==== DATA EXTRACT
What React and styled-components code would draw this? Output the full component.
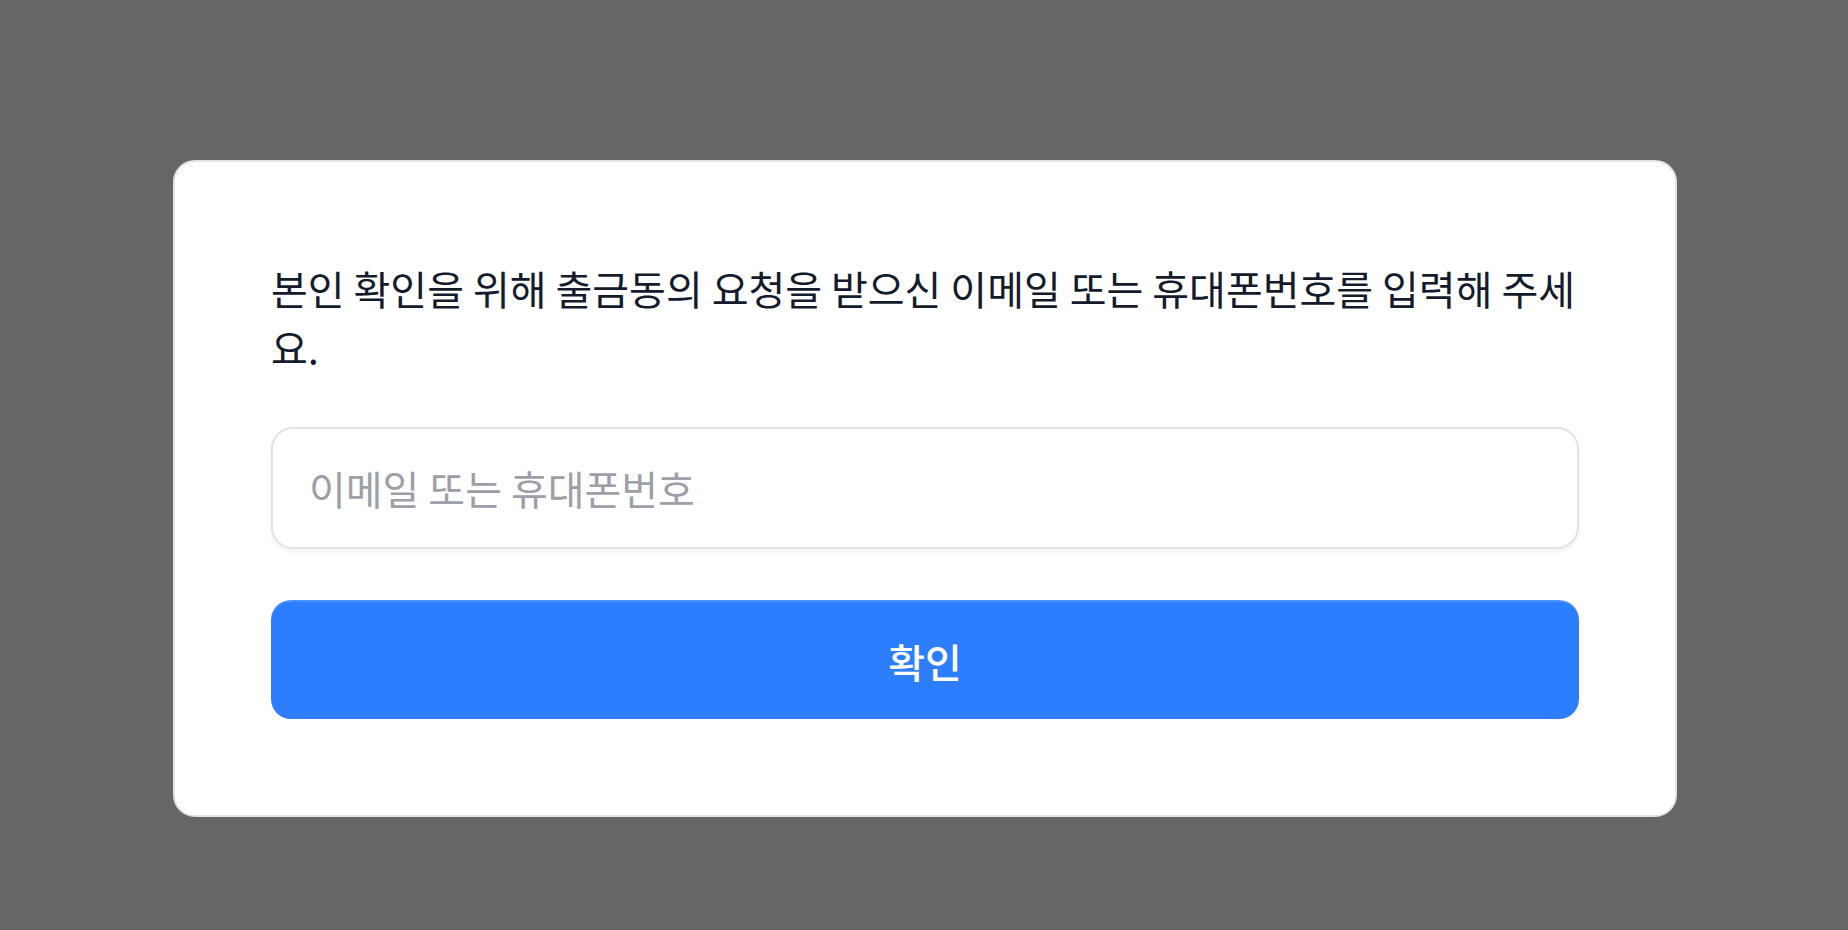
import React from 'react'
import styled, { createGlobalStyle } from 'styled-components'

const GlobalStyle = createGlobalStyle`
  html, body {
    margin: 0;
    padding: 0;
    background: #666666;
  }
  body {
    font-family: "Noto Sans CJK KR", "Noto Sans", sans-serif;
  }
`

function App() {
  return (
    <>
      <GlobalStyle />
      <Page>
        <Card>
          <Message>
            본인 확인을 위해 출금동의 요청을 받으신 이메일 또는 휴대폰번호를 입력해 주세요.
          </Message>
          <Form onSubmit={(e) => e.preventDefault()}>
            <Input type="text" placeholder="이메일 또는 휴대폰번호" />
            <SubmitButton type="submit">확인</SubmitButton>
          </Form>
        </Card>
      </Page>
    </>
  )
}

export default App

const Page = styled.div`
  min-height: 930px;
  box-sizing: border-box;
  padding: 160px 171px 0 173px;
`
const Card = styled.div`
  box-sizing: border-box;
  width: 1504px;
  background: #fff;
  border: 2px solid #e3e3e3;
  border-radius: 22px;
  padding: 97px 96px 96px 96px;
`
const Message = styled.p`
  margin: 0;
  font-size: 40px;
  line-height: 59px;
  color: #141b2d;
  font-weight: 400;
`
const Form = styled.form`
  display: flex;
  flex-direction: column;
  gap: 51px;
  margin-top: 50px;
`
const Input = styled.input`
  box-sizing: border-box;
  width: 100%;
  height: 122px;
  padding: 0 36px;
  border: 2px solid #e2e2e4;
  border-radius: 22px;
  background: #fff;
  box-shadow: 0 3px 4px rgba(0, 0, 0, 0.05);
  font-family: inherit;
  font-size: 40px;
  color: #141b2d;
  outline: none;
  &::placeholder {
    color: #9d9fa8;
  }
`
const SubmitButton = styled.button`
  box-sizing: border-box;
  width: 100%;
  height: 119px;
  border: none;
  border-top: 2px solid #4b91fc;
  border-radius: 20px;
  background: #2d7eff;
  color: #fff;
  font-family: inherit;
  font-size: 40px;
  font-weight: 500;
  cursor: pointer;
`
========
◆ INSTRUCTION ◆
Please transcribe the material above exactly as written. Leave the pictures out.

◆ EXERCISE SOLUTION ◆
What React and styled-components code would draw this? Output the full component.
import React from 'react'
import styled, { createGlobalStyle } from 'styled-components'

const GlobalStyle = createGlobalStyle`
  html, body {
    margin: 0;
    padding: 0;
    background: #666666;
  }
  body {
    font-family: "Noto Sans CJK KR", "Noto Sans", sans-serif;
  }
`

function App() {
  return (
    <>
      <GlobalStyle />
      <Page>
        <Card>
          <Message>
            본인 확인을 위해 출금동의 요청을 받으신 이메일 또는 휴대폰번호를 입력해 주세요.
          </Message>
          <Form onSubmit={(e) => e.preventDefault()}>
            <Input type="text" placeholder="이메일 또는 휴대폰번호" />
            <SubmitButton type="submit">확인</SubmitButton>
          </Form>
        </Card>
      </Page>
    </>
  )
}

export default App

const Page = styled.div`
  min-height: 930px;
  box-sizing: border-box;
  padding: 160px 171px 0 173px;
`
const Card = styled.div`
  box-sizing: border-box;
  width: 1504px;
  background: #fff;
  border: 2px solid #e3e3e3;
  border-radius: 22px;
  padding: 97px 96px 96px 96px;
`
const Message = styled.p`
  margin: 0;
  font-size: 40px;
  line-height: 59px;
  color: #141b2d;
  font-weight: 400;
`
const Form = styled.form`
  display: flex;
  flex-direction: column;
  gap: 51px;
  margin-top: 50px;
`
const Input = styled.input`
  box-sizing: border-box;
  width: 100%;
  height: 122px;
  padding: 0 36px;
  border: 2px solid #e2e2e4;
  border-radius: 22px;
  background: #fff;
  box-shadow: 0 3px 4px rgba(0, 0, 0, 0.05);
  font-family: inherit;
  font-size: 40px;
  color: #141b2d;
  outline: none;
  &::placeholder {
    color: #9d9fa8;
  }
`
const SubmitButton = styled.button`
  box-sizing: border-box;
  width: 100%;
  height: 119px;
  border: none;
  border-top: 2px solid #4b91fc;
  border-radius: 20px;
  background: #2d7eff;
  color: #fff;
  font-family: inherit;
  font-size: 40px;
  font-weight: 500;
  cursor: pointer;
`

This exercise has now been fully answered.